Wrathbone and Other Stories is a compilation of works from Jason Parent published by Comet Press. The collection includes five uniquely different stories, not quite novellas but a bit longer than your typical short story. Don’t let the small size of the book dissuade you: each one of these stories will draw you in and spit you out.
Wrathbone takes a dark day in American history and turns it into a horrific nightmare. Our narrator witnesses the association of Abraham Lincoln and is slowly taken over by madness. Though the real officer Rathbone truly was present during the assassination and eventually ended up in an asylum, this story takes the Poe approach in The Tell-Tale Heart and allows the reader to ride along as the madness slowly sets in. History has never been so frightening.

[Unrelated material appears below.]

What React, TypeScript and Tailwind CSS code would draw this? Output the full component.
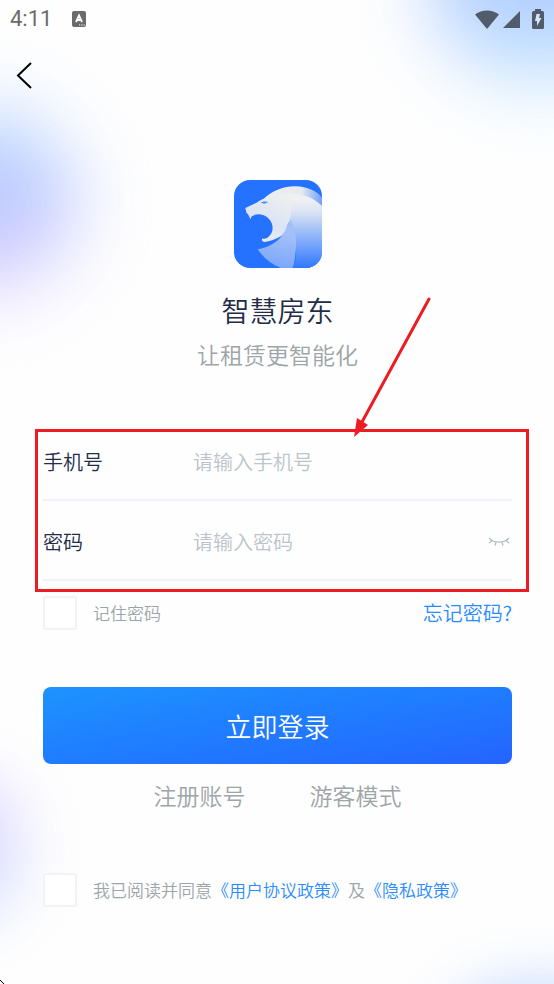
import React, { useState } from 'react';

const LionLogo: React.FC = () => (
  <svg viewBox="30 30 263 263" className="h-[88px] w-[88px]" role="img" aria-label="智慧房东">
    <defs>
      <clipPath id="tile">
        <rect x="30" y="30" width="263" height="263" rx="48" />
      </clipPath>
      <linearGradient id="mane" x1="0" y1="90" x2="0" y2="293" gradientUnits="userSpaceOnUse">
        <stop offset="0" stopColor="#eef0f3" />
        <stop offset="0.15" stopColor="#dfe6f3" />
        <stop offset="1" stopColor="#3078ff" />
      </linearGradient>
      <linearGradient id="crest" x1="120" y1="0" x2="293" y2="0" gradientUnits="userSpaceOnUse">
        <stop offset="0" stopColor="#eeeeee" />
        <stop offset="0.65" stopColor="#e6eaf1" />
        <stop offset="1" stopColor="#6f9ff8" />
      </linearGradient>
      <linearGradient id="chest" x1="180" y1="190" x2="160" y2="293" gradientUnits="userSpaceOnUse">
        <stop offset="0" stopColor="#a3c0f8" />
        <stop offset="1" stopColor="#7aa6fb" />
      </linearGradient>
      <linearGradient id="head" x1="190" y1="80" x2="130" y2="215" gradientUnits="userSpaceOnUse">
        <stop offset="0" stopColor="#efefef" />
        <stop offset="0.6" stopColor="#dbe4f5" />
        <stop offset="1" stopColor="#e8edf6" />
      </linearGradient>
    </defs>
    <g clipPath="url(#tile)">
      <rect x="30" y="30" width="263" height="263" fill="#2472ff" />
      <path d="M112 92 C148 58 182 48 214 49 C250 50 276 62 293 82 V112 C250 76 180 80 112 92 Z" fill="url(#crest)" />
      <path d="M150 80 C205 60 262 74 293 108 V293 H205 C215 275 217 250 215 228 L190 150 Z" fill="url(#mane)" />
      <path d="M101 237 C134 230 158 217 172 197 L200 148 C213 178 218 208 215 237 C213 260 211 276 205 293 H170 C139 281 116 260 101 237 Z" fill="url(#chest)" />
      <path
        d="M64 114 C76 109 86 103 98 98 C106 91 113 88 121 86 C145 73 170 70 196 76 C204 100 204 130 193 157 C186 176 181 188 170 198 C155 207 138 214 120 215 C113 214 112 208 115 205 C122 207 129 205 134 199 C145 190 148 174 143 160 C137 143 121 132 104 132 C94 132 87 135 82 140 L79 147 L72 132 L67 128 Z"
        fill="url(#head)"
      />
      <path d="M108 100 C114 94 124 93 133 96 C127 97 126 101 119 101 C115 98 112 99 108 100 Z" fill="#4d8afd" />
    </g>
  </svg>
);

const ClosedEye: React.FC = () => (
  <svg viewBox="0 0 22 10" className="h-[10px] w-[22px]" fill="none" stroke="#b4bec6" strokeWidth="1.3">
    <path d="M2 2.5 C7 6 15 6 20 2.5" />
    <path d="M1 1 L4 3.5 L1 6 M8 5 L7 8.5 M14 5 L15 8.5 M21 1 L18 3.5 L21 6" />
  </svg>
);

const StatusBar: React.FC = () => (
  <div className="flex h-[38px] items-center justify-between pl-[10px] pr-[10px]">
    <div className="flex items-center gap-5">
      <span className="font-[Roboto] text-[22px] font-normal leading-[38px] text-[#6b6b6b]">4:11</span>
      <svg viewBox="0 0 14 16" className="h-4 w-[14px]">
        <rect width="14" height="16" rx="2" fill="#6b6b6b" />
        <path d="M4 11 L7 4.5 L10 11 M5.2 9 H8.8" fill="none" stroke="#fff" strokeWidth="1.8" />
        <path d="M7 14h1.2 M9.3 14h1.2 M11.6 14h1.2" stroke="#fff" strokeWidth="1.2" />
      </svg>
    </div>
    <div className="flex items-center">
      <svg viewBox="0 0 24 19" className="h-[19px] w-6" fill="#505c69">
        <path d="M0 4.5 C7 -1 17 -1 24 4.5 L12 19 Z" />
      </svg>
      <svg viewBox="0 0 17 17" className="ml-1 h-[17px] w-[17px]" fill="#505c69">
        <path d="M17 0 V17 H0 Z" />
      </svg>
      <svg viewBox="0 0 12 20" className="ml-3 h-5 w-3">
        <path d="M3 2 V0 H9 V2 H10.5 Q12 2 12 3.5 V18.5 Q12 20 10.5 20 H1.5 Q0 20 0 18.5 V3.5 Q0 2 1.5 2 Z" fill="#505c69" />
        <path d="M4.5 5 H8 L7 9 H9.5 L5 17 V12 H3 Z" fill="#d5e6ff" />
      </svg>
    </div>
  </div>
);

// Soft colour patches behind the page
const Backdrop: React.FC = () => (
  <div className="pointer-events-none absolute inset-0 -z-10 overflow-hidden">
    <div className="absolute -right-[100px] -top-[120px] h-[205px] w-[225px] rounded-full bg-linear-to-b from-[#a9c6ff] from-50% to-[#c4e8ff] opacity-90 blur-[36px]" />
    <div className="absolute -left-[110px] top-[110px] h-[184px] w-[184px] rounded-full bg-linear-to-b from-[#b0d8ff] via-[#b4c0ff] to-[#e2d0ff] opacity-90 blur-[38px]" />
    <div className="absolute -left-[110px] top-[775px] h-[150px] w-[132px] rounded-full bg-linear-to-b from-[#dccfff] to-[#d4e3ff] opacity-90 blur-[30px]" />
    <div className="absolute -bottom-[154px] -right-[80px] h-[150px] w-[190px] rounded-full bg-[#a9c8ff] opacity-80 blur-[30px]" />
  </div>
);

const boxClass = 'h-[34px] w-[34px] shrink-0 appearance-none rounded-[3px] border-2 border-[#f2f2fa] bg-white checked:bg-[#2080ff]';

const App: React.FC = () => {
  const [phone, setPhone] = useState('');
  const [password, setPassword] = useState('');
  const [showPassword, setShowPassword] = useState(false);
  const [remember, setRemember] = useState(false);
  const [agreed, setAgreed] = useState(false);

  return (
    <div
      lang="zh-CN"
      className="relative isolate min-h-screen overflow-hidden bg-[#fefefe] font-['Noto_Sans_CJK_SC',sans-serif] font-[350] text-[#232c47]"
    >
      <Backdrop />
      <StatusBar />

      <header className="flex h-[75px] items-center pl-4">
        <button type="button" aria-label="返回" className="flex">
          <svg viewBox="0 0 16 27" className="h-[27px] w-4" fill="none" stroke="#000" strokeWidth="2">
            <path d="M15 1 L2 13.5 L15 26" />
          </svg>
        </button>
      </header>

      <main className="pl-[43px] pr-[42px] pt-[67px]">
        <div className="flex flex-col items-center">
          <LionLogo />
          <h1 className="mt-[22px] text-[28px] font-[350] leading-10">智慧房东</h1>
          <p className="mt-[7px] text-[23px] leading-[34px] text-[#9da5a8]">让租赁更智能化</p>
        </div>

        <form onSubmit={(e) => e.preventDefault()}>
          {/* Account fields */}
          <div className="relative mt-[50px]">
            <div className="flex h-20 items-center border-b-2 border-[#f2f2fa] pt-1">
              <label htmlFor="phone" className="w-[150px] text-[20px]">手机号</label>
              <input
                id="phone"
                type="tel"
                value={phone}
                onChange={(e) => setPhone(e.target.value)}
                placeholder="请输入手机号"
                className="min-w-0 flex-1 bg-transparent text-[20px] outline-none placeholder:text-[#bcc4ca]"
              />
            </div>
            <div className="flex h-20 items-center border-b-2 border-[#f2f2fa] pt-1">
              <label htmlFor="password" className="w-[150px] text-[20px]">密码</label>
              <input
                id="password"
                type={showPassword ? 'text' : 'password'}
                value={password}
                onChange={(e) => setPassword(e.target.value)}
                placeholder="请输入密码"
                className="min-w-0 flex-1 bg-transparent text-[20px] outline-none placeholder:text-[#bcc4ca]"
              />
              <button type="button" aria-label="显示密码" onClick={() => setShowPassword(!showPassword)} className="mr-[2px]">
                <ClosedEye />
              </button>
            </div>

            {/* Callout frame and arrow */}
            <div className="pointer-events-none absolute -bottom-[11px] -left-2 -right-[17px] top-2 border-3 border-[#ed1c24]" />
            <svg viewBox="0 0 80 142" className="pointer-events-none absolute -top-[125px] right-[80px] h-[142px] w-[80px]">
              <path d="M77 3 L10 126" stroke="#ed1c24" strokeWidth="3" strokeLinecap="round" />
              <path d="M2 141 L5 122 L16 129 Z" fill="#ed1c24" />
            </svg>
          </div>

          <div className="mt-[15px] flex items-center justify-between">
            <label className="flex items-center gap-4 text-[17px] text-[#9da5a8]">
              <input type="checkbox" checked={remember} onChange={(e) => setRemember(e.target.checked)} className={boxClass} />
              记住密码
            </label>
            <a href="#forgot" className="text-[20px] leading-8 text-[#2a8bff]">忘记密码?</a>
          </div>

          <button
            type="submit"
            className="mt-[57px] h-[77px] w-full rounded-lg bg-linear-to-br from-[#1e93ff] to-[#2563ff] text-[26px] text-white"
          >
            立即登录
          </button>

          <div className="mt-[14px] flex justify-center gap-16 text-[23px] leading-[34px] text-[#9da5a8]">
            <a href="#register">注册账号</a>
            <a href="#guest">游客模式</a>
          </div>

          <div className="mt-[61px] flex items-center gap-4 pb-[76px] text-[17px] text-[#9da5a8]">
            <input
              id="agree"
              type="checkbox"
              checked={agreed}
              onChange={(e) => setAgreed(e.target.checked)}
              className={boxClass}
            />
            <p>
              <label htmlFor="agree">我已阅读并同意</label>
              <a href="#terms" className="text-[#2a8bff]">《用户协议政策》</a>
              及
              <a href="#privacy" className="text-[#2a8bff]">《隐私政策》</a>
            </p>
          </div>
        </form>
      </main>

      {/* Pointer at the corner */}
      <svg viewBox="0 0 4 4" className="pointer-events-none absolute bottom-0 left-0 h-1 w-1" fill="#000">
        <path d="M0 0h1v1h1v1h1v1h1v1h-1v-1h-1v-1h-1v-1h-1z" />
      </svg>
    </div>
  );
};

export default App;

The Only Good Lawyer follows defense attorney Bradley Walsh, a well-paid man who goes to extreme and sometimes illegal lengths to win his case. When black magic enters the courtroom during the case of a murdered girl, justice soon takes a wicked turn and readers are forced to decide who the hero truly is.
Dorian’s Mirror is a twist on the Oscar Wilde classic The Picture of Dorian Gray. The difference here being that Wilde’s character never ages after selling his soul so that a painting will absorb the aging for him. But in Parent’s version, the main character’s vanity is challenged by the aging visions he sees in the mirror. Madness is not far behind.
For the Birds begins with the feel of a predictable tale, but ends up being quite the opposite. A political cartoonist with a pet macaw named Joji – who happens to have a hunger for meat – encounter two violent thugs in a home invasion that quickly turns toward the macabre.
Revenge is a Dish is a smorgasbord of twists and turns (see what I did there?). A down on his luck chef finds himself adrift at sea, contemplating vengeance on those who cast him away. What transpires is as horrific as it is entertaining.
At about 160 pages, Wrathbone and Other Stories is ideal in length for introducing new fans to Jason Parent’s work. A quick read that is not too daunting but just enough to whet your appetite. The elegant prose mixed with the dark and twisted imagination of the author brings horror to a new level. But what really stands out in this collection is the thematic range readers are provided. One would be hard pressed to look back and consider each of these stories are by the same author, and that is how it should be.